Abstract

This paper develops an understanding of the structural and spatial characteristics of regulated forms of temporary use across England’s core cities. The paper’s contribution lies in its adoption of an extensive research design that goes beyond the intensive qualitative approaches that predominate in the temporary use literature. We employ a novel data set of 5890 temporary use interventions that have been recorded over a 15-year period (2000–2015). Informed by the temporary use literature, we distinguish between ‘extraordinary’ (e.g. urban beaches) and ‘ordinary’ (e.g. car parks) forms of temporary use alongside other characteristics that include the time of occurrence, the function of space appropriated, decisions taken and whether instances were isolated or reoccurring. Logistic regression is used to test whether the odds that a temporary use was defined as ‘ordinary’ or ‘extraordinary’ increased or decreased owing to their underlying structural characteristics.
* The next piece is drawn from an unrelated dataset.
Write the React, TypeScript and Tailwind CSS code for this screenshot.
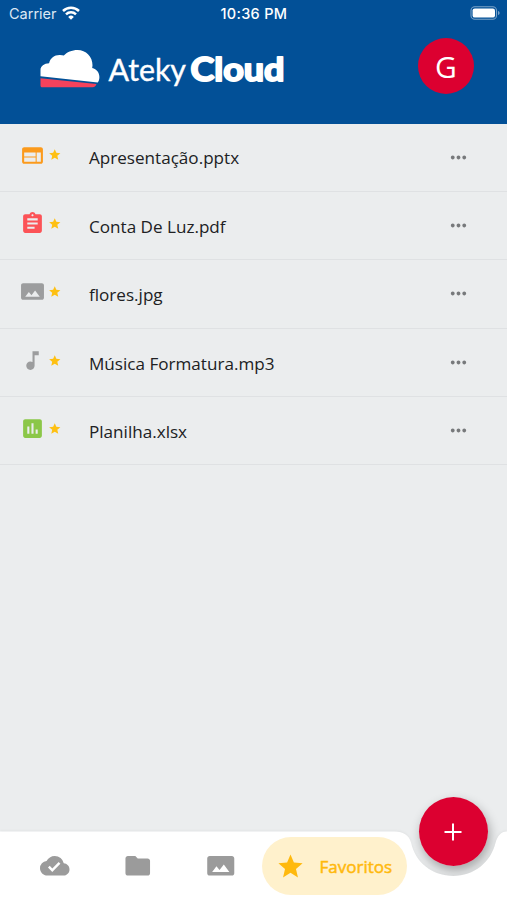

The analysis revealed that applications for extraordinary temporary uses increased in the period following the 2007/2008 financial crisis but that ordinary forms of temporary uses remained much more common before and after the recession. It also revealed differences between ordinary and extraordinary uses in relation to the functions of the spaces appropriated and decisions taken by the planning authority in processing the application. Geospatial approaches were then applied to two case study cities – Bristol and Liverpool. The analysis revealed a tendency towards the clustering of temporary uses that was spatially and temporally uneven, with extraordinary uses in particular concentrated in the cores/downtowns of the two cities.